Copy all of the material exactly. Pictures are not to appear in the copy.

### [DATA EXTRACT]
[Begin]

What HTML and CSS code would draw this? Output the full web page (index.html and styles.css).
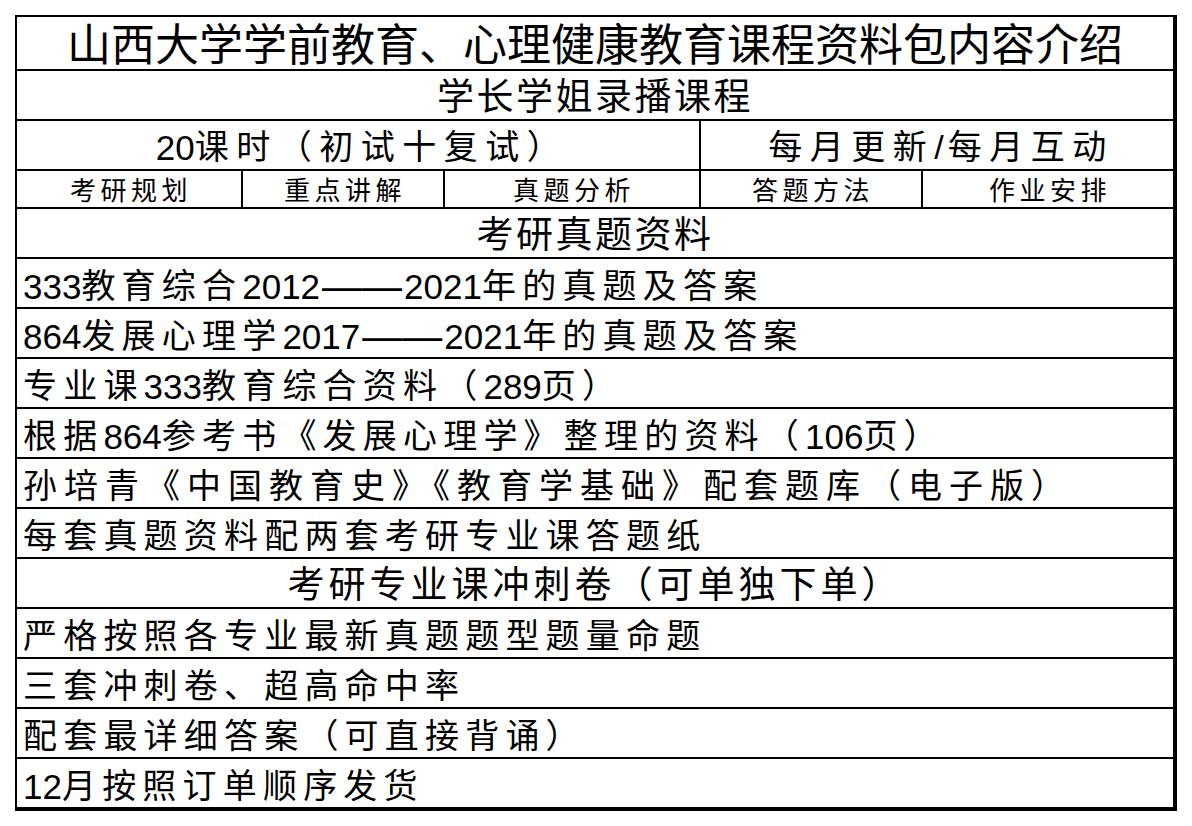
FILE: index.html
```html
<!DOCTYPE html>
<html lang="zh-CN">
<head>
<meta charset="utf-8">
<title>山西大学学前教育、心理健康教育课程资料包内容介绍</title>
<link rel="stylesheet" href="styles.css">
</head>
<body>
<div class="sheet">
  <div class="row title">山西大学学前教育、心理健康教育课程资料包内容介绍</div>
  <div class="row head">学长学姐录播课程</div>
  <div class="row split">
    <div class="cell mid"><span class="d">20</span>课时（初试十复试）</div>
    <div class="cell mid">每月更新<span class="s">/</span>每月互动</div>
  </div>
  <div class="row five">
    <div class="cell sm">考研规划</div>
    <div class="cell sm">重点讲解</div>
    <div class="cell sm">真题分析</div>
    <div class="cell sm">答题方法</div>
    <div class="cell sm">作业安排</div>
  </div>
  <div class="row head">考研真题资料</div>
  <div class="row body"><span class="d">333</span>教育综合<span class="d">2012</span><span class="dash">——</span><span class="d">2021</span>年的真题及答案</div>
  <div class="row body"><span class="d">864</span>发展心理学<span class="d">2017</span><span class="dash">——</span><span class="d">2021</span>年的真题及答案</div>
  <div class="row body">专业课<span class="d">333</span>教育综合资料（<span class="d">289</span>页）</div>
  <div class="row body">根据<span class="d">864</span>参考书《发展心理学》整理的资料（<span class="d">106</span>页）</div>
  <div class="row body wide">孙培青《中国教育史》《教育学基础》配套题库（电子版）</div>
  <div class="row body">每套真题资料配两套考研专业课答题纸</div>
  <div class="row head wide">考研专业课冲刺卷（可单独下单）</div>
  <div class="row body">严格按照各专业最新真题题型题量命题</div>
  <div class="row body">三套冲刺卷、超高命中率</div>
  <div class="row body">配套最详细答案（可直接背诵）</div>
  <div class="row body"><span class="d">12</span>月按照订单顺序发货</div>
</div>
</body>
</html>
```

FILE: styles.css
```css
html, body {
  margin: 0;
  padding: 0;
  background: #ffffff;
}

body {
  font-family: "Liberation Sans", "Noto Sans CJK SC", sans-serif;
  color: #000000;
}

.sheet {
  margin: 15px 0 0 15px;
  width: 1156px;
  border-left: 2px solid #000;
  border-top: 2px solid #000;
  border-right: 4px solid #000;
  border-bottom: 4px solid #000;
  display: flex;
  flex-direction: column;
}

.row {
  box-sizing: border-box;
  height: 50px;
  border-top: 2px solid #000;
  display: flex;
  align-items: center;
  white-space: nowrap;
}

.title {
  height: 52px;
  border-top: none;
  justify-content: center;
  font-size: 44px;
  line-height: 1;
  padding-top: 5px;
}

.head {
  justify-content: center;
  font-size: 37px;
  letter-spacing: 2.5px;
  line-height: 1;
  padding-top: 4px;
}

.head.wide {
  letter-spacing: 4px;
}

.split {
  display: grid;
  grid-template-columns: 682px 474px;
  align-items: stretch;
}

.five {
  height: 38px;
  display: grid;
  grid-template-columns: 224px 202px 256px 222px 252px;
  align-items: stretch;
}

.cell {
  box-sizing: border-box;
  display: flex;
  align-items: center;
  justify-content: center;
  line-height: 1;
}

.cell + .cell {
  border-left: 2px solid #000;
}

.mid {
  font-size: 34px;
  letter-spacing: 7.5px;
  padding-top: 4px;
  padding-left: 8px;
}

.sm {
  font-size: 26px;
  letter-spacing: 4.5px;
  padding-top: 3px;
  padding-left: 4px;
}

.body {
  padding-left: 6px;
  font-size: 34px;
  letter-spacing: 6.2px;
  line-height: 1;
  padding-top: 6px;
}

.body.wide {
  letter-spacing: 7px;
}

.d {
  font-family: "Liberation Sans", sans-serif;
  font-size: 35px;
  letter-spacing: 0;
}

.dash {
  font-family: "Liberation Sans", sans-serif;
  font-size: 40px;
  letter-spacing: 0;
  padding: 0 2px;
}

.s {
  font-family: "Liberation Sans", sans-serif;
  letter-spacing: 4px;
}
```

[End]

### [THE COMPLETED TASK]
What HTML and CSS code would draw this? Output the full web page (index.html and styles.css).
FILE: index.html
```html
<!DOCTYPE html>
<html lang="zh-CN">
<head>
<meta charset="utf-8">
<title>山西大学学前教育、心理健康教育课程资料包内容介绍</title>
<link rel="stylesheet" href="styles.css">
</head>
<body>
<div class="sheet">
  <div class="row title">山西大学学前教育、心理健康教育课程资料包内容介绍</div>
  <div class="row head">学长学姐录播课程</div>
  <div class="row split">
    <div class="cell mid"><span class="d">20</span>课时（初试十复试）</div>
    <div class="cell mid">每月更新<span class="s">/</span>每月互动</div>
  </div>
  <div class="row five">
    <div class="cell sm">考研规划</div>
    <div class="cell sm">重点讲解</div>
    <div class="cell sm">真题分析</div>
    <div class="cell sm">答题方法</div>
    <div class="cell sm">作业安排</div>
  </div>
  <div class="row head">考研真题资料</div>
  <div class="row body"><span class="d">333</span>教育综合<span class="d">2012</span><span class="dash">——</span><span class="d">2021</span>年的真题及答案</div>
  <div class="row body"><span class="d">864</span>发展心理学<span class="d">2017</span><span class="dash">——</span><span class="d">2021</span>年的真题及答案</div>
  <div class="row body">专业课<span class="d">333</span>教育综合资料（<span class="d">289</span>页）</div>
  <div class="row body">根据<span class="d">864</span>参考书《发展心理学》整理的资料（<span class="d">106</span>页）</div>
  <div class="row body wide">孙培青《中国教育史》《教育学基础》配套题库（电子版）</div>
  <div class="row body">每套真题资料配两套考研专业课答题纸</div>
  <div class="row head wide">考研专业课冲刺卷（可单独下单）</div>
  <div class="row body">严格按照各专业最新真题题型题量命题</div>
  <div class="row body">三套冲刺卷、超高命中率</div>
  <div class="row body">配套最详细答案（可直接背诵）</div>
  <div class="row body"><span class="d">12</span>月按照订单顺序发货</div>
</div>
</body>
</html>
```

FILE: styles.css
```css
html, body {
  margin: 0;
  padding: 0;
  background: #ffffff;
}

body {
  font-family: "Liberation Sans", "Noto Sans CJK SC", sans-serif;
  color: #000000;
}

.sheet {
  margin: 15px 0 0 15px;
  width: 1156px;
  border-left: 2px solid #000;
  border-top: 2px solid #000;
  border-right: 4px solid #000;
  border-bottom: 4px solid #000;
  display: flex;
  flex-direction: column;
}

.row {
  box-sizing: border-box;
  height: 50px;
  border-top: 2px solid #000;
  display: flex;
  align-items: center;
  white-space: nowrap;
}

.title {
  height: 52px;
  border-top: none;
  justify-content: center;
  font-size: 44px;
  line-height: 1;
  padding-top: 5px;
}

.head {
  justify-content: center;
  font-size: 37px;
  letter-spacing: 2.5px;
  line-height: 1;
  padding-top: 4px;
}

.head.wide {
  letter-spacing: 4px;
}

.split {
  display: grid;
  grid-template-columns: 682px 474px;
  align-items: stretch;
}

.five {
  height: 38px;
  display: grid;
  grid-template-columns: 224px 202px 256px 222px 252px;
  align-items: stretch;
}

.cell {
  box-sizing: border-box;
  display: flex;
  align-items: center;
  justify-content: center;
  line-height: 1;
}

.cell + .cell {
  border-left: 2px solid #000;
}

.mid {
  font-size: 34px;
  letter-spacing: 7.5px;
  padding-top: 4px;
  padding-left: 8px;
}

.sm {
  font-size: 26px;
  letter-spacing: 4.5px;
  padding-top: 3px;
  padding-left: 4px;
}

.body {
  padding-left: 6px;
  font-size: 34px;
  letter-spacing: 6.2px;
  line-height: 1;
  padding-top: 6px;
}

.body.wide {
  letter-spacing: 7px;
}

.d {
  font-family: "Liberation Sans", sans-serif;
  font-size: 35px;
  letter-spacing: 0;
}

.dash {
  font-family: "Liberation Sans", sans-serif;
  font-size: 40px;
  letter-spacing: 0;
  padding: 0 2px;
}

.s {
  font-family: "Liberation Sans", sans-serif;
  letter-spacing: 4px;
}
```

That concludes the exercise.